Teams should train managers on this discriminatory behavior (and establish a zero-tolerance policy for it). Track workers’ mobility throughout the organization, as well as pay and promotions, to ensure they’re not forced to lag behind their peers.

Avoid inadvertent tokenism 

Celeste Staggers-Elmore, a robotics engineer who has worked for Google and the autonomous vehicle company Cruise, says that she’s been used as an example. Her boss once introduced her as part of a hiring initiative, saying “Look at these people we hired; they don’t have college degrees, but they’re here to work with us.”

“It felt like they were showing us off,” says Staggers-Elmore. “I’m not a sad kid! I applied for this job because I know I can learn this job. Why are you trying to make people feel bad for me and make me an outlier in this company?”

The lesson is simple: Hire workers and let them do their jobs. Disclose degree status only with the explicit consent of the employee.

Make it clear that a degree is not required

Your job postings should also be explicit that candidates don’t need diplomas. “Making it clear in the job description that a degree is not required is really helpful to [applicants], knowing that they can and should apply,” says Blair Corcoran de Castillo, senior director at Opportunity@Work, which advocates for redesigned hiring practices. Not mentioning degree requirements in the description is ambiguous and can deter qualified workers.

Recruit proactively

“You can’t have a passive recruitment approach because folks who have traditionally been shut out of these roles may not know where to look for them,” says Corcoran de Castillo. Look outside your typical talent pools and beyond four-year institutions to high schools, community colleges, and workforce training programs outside the traditional education system.

Don’t put the onus on the applicant

Corcoran de Castillo notes that both companies and workers are new at skills-based hiring, and employers can’t sit back and expect applicants to prove their qualifications without guidance. “Skills is a new language,” she says.

Employers can do their part by identifying the skills needed for the job and providing workers with specific opportunities to demonstrate them.

Rewrite your job descriptions and interview rubrics

Forget what you think a four-year degree means and be specific about the skills required to do the role, says Rosenblum. Your job descriptions should reflect the skills and competency, not credentials.

At social media tech company Buffer, head of communication and content Hailley Griffis says that to hire good writers, applicants must be evaluated on their writing samples, not their resumes. Buffer doesn’t require degrees for any of their positions, and instead weighs factors like work samples, industry understanding, and alignment with company values.

Measure your progress

Rosenblum advises tracking the effects of new hiring practices. Do applicants get hired? Do they stay? “Unless you track your data, you won’t know if anything is actually changing,” she says.
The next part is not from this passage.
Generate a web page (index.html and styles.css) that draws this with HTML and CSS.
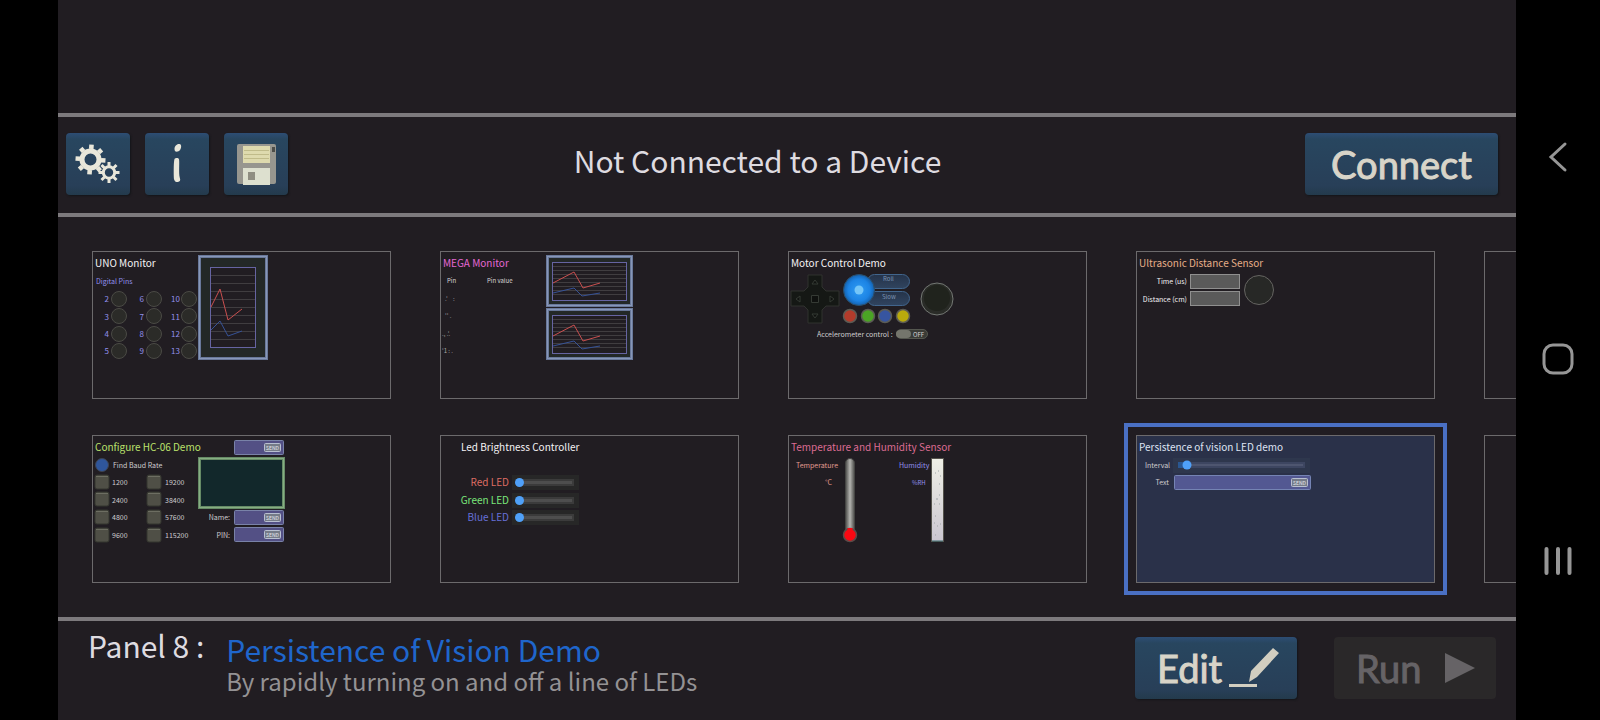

Change is hard, says Mona Mourshed, founder and CEO of nonprofit advocacy group Generation. Employers may resist skill-based hiring because they assume it won’t work in their organization. “We can have case studies and say, ‘Look at what’s happened in these remarkable stories,’ but unless you see it happening in your context, you may think, ‘That doesn’t apply to me.’” But you can wait for research, or you can act, she adds. “The next step is not to do more research,” she says. Companies and managers can start now—and find what benefits they gain when they lose the degree requirements.